> **Dataset entries**
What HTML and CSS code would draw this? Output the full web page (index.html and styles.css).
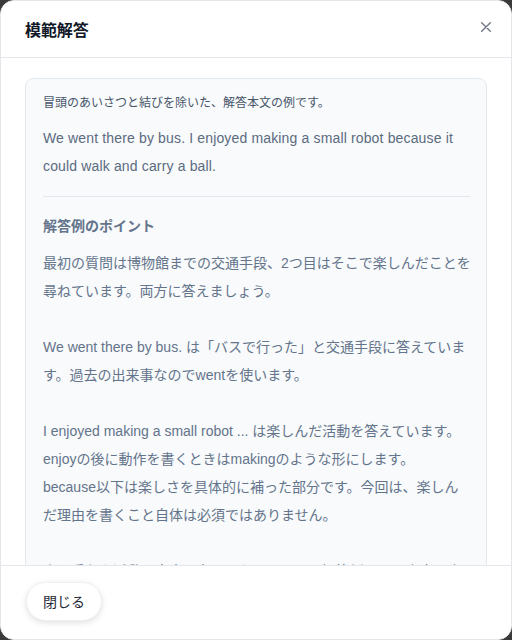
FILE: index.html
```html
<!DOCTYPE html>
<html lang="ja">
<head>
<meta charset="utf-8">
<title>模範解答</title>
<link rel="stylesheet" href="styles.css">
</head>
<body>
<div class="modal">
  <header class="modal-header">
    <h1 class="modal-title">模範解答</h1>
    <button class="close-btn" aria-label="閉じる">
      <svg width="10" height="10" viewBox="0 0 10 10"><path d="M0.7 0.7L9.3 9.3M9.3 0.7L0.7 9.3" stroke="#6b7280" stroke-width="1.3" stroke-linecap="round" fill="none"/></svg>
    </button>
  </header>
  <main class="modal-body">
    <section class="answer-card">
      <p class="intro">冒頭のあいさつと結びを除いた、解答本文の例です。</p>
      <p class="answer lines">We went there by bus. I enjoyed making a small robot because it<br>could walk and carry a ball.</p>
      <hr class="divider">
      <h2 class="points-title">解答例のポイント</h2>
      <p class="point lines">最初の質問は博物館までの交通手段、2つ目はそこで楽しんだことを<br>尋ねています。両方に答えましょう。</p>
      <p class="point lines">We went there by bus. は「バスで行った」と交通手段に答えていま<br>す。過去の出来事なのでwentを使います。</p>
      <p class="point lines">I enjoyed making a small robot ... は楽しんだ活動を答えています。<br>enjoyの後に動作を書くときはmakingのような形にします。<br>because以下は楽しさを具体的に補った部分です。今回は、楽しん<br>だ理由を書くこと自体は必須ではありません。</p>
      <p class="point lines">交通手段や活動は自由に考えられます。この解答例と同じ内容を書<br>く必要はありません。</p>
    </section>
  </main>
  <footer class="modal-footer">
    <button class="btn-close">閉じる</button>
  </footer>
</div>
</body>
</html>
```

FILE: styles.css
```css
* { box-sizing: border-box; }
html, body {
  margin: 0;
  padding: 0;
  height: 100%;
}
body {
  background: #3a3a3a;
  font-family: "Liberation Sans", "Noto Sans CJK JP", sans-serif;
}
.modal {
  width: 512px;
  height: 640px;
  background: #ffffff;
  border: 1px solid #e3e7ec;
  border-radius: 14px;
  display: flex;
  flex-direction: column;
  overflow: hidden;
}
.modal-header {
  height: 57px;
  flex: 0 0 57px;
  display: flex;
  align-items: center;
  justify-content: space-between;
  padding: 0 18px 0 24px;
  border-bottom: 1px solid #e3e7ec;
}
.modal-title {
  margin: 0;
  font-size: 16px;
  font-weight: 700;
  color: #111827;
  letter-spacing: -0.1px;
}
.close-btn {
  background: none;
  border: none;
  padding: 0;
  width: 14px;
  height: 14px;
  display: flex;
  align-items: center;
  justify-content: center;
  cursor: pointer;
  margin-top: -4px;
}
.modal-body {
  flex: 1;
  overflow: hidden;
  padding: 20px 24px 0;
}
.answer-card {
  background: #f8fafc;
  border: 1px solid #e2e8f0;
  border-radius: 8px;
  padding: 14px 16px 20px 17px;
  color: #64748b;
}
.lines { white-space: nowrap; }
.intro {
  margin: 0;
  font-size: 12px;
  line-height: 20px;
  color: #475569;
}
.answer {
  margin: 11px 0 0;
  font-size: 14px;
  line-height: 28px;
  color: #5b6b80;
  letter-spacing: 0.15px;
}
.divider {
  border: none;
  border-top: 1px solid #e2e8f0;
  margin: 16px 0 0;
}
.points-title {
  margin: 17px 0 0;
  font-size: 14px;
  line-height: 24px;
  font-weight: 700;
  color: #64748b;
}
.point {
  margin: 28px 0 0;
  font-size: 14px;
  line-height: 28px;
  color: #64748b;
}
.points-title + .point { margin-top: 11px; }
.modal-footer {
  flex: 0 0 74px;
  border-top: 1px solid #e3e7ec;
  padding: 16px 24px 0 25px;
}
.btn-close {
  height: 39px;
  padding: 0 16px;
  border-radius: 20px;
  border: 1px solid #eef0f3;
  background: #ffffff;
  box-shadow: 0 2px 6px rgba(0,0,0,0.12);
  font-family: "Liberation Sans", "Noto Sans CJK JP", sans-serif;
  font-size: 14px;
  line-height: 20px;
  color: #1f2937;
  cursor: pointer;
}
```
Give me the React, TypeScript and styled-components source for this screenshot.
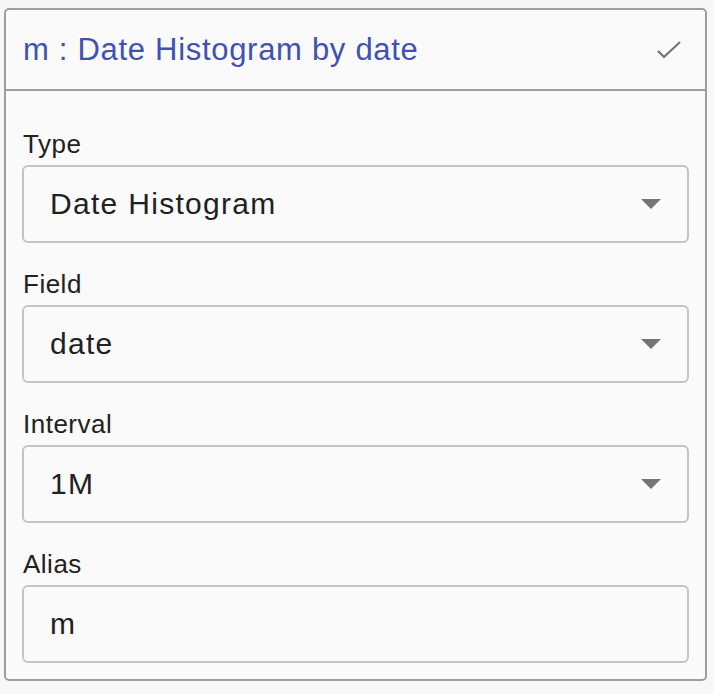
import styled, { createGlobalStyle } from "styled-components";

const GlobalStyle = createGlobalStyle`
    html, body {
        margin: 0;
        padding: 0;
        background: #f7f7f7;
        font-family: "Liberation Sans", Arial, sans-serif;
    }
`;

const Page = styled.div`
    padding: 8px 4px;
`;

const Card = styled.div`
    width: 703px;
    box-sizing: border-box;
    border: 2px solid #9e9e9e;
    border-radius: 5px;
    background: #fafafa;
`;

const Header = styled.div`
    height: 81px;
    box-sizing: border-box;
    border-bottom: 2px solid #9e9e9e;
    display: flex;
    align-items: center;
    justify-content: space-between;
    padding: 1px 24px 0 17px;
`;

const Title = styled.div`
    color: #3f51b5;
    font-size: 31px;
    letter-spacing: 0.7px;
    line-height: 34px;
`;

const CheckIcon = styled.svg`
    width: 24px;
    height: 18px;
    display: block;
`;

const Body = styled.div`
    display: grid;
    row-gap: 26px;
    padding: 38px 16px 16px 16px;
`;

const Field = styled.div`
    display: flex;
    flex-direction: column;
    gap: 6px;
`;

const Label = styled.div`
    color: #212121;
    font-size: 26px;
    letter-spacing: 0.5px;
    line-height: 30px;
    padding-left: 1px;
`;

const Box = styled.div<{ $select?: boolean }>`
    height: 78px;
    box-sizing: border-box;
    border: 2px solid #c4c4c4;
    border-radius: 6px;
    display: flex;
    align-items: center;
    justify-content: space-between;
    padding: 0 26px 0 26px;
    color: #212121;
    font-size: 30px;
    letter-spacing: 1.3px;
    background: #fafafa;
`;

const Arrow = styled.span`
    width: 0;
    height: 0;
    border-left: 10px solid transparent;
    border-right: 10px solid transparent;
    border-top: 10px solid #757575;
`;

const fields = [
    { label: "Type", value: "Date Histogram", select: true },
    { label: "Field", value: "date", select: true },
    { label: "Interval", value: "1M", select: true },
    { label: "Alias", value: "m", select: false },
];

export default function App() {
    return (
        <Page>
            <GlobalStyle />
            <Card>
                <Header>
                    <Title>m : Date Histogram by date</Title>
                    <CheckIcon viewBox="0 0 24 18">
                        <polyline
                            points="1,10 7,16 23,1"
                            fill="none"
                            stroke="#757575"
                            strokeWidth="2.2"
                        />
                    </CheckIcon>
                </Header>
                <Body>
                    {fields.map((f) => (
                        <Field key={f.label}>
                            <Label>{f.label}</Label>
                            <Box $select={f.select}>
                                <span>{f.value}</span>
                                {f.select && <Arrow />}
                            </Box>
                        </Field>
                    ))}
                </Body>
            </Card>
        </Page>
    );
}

> **What is asked**
From the listing, copy each line containing the word "this".

> **Reply**
What HTML and CSS code would draw this? Output the full web page (index.html and styles.css).
Give me the React, TypeScript and styled-components source for this screenshot.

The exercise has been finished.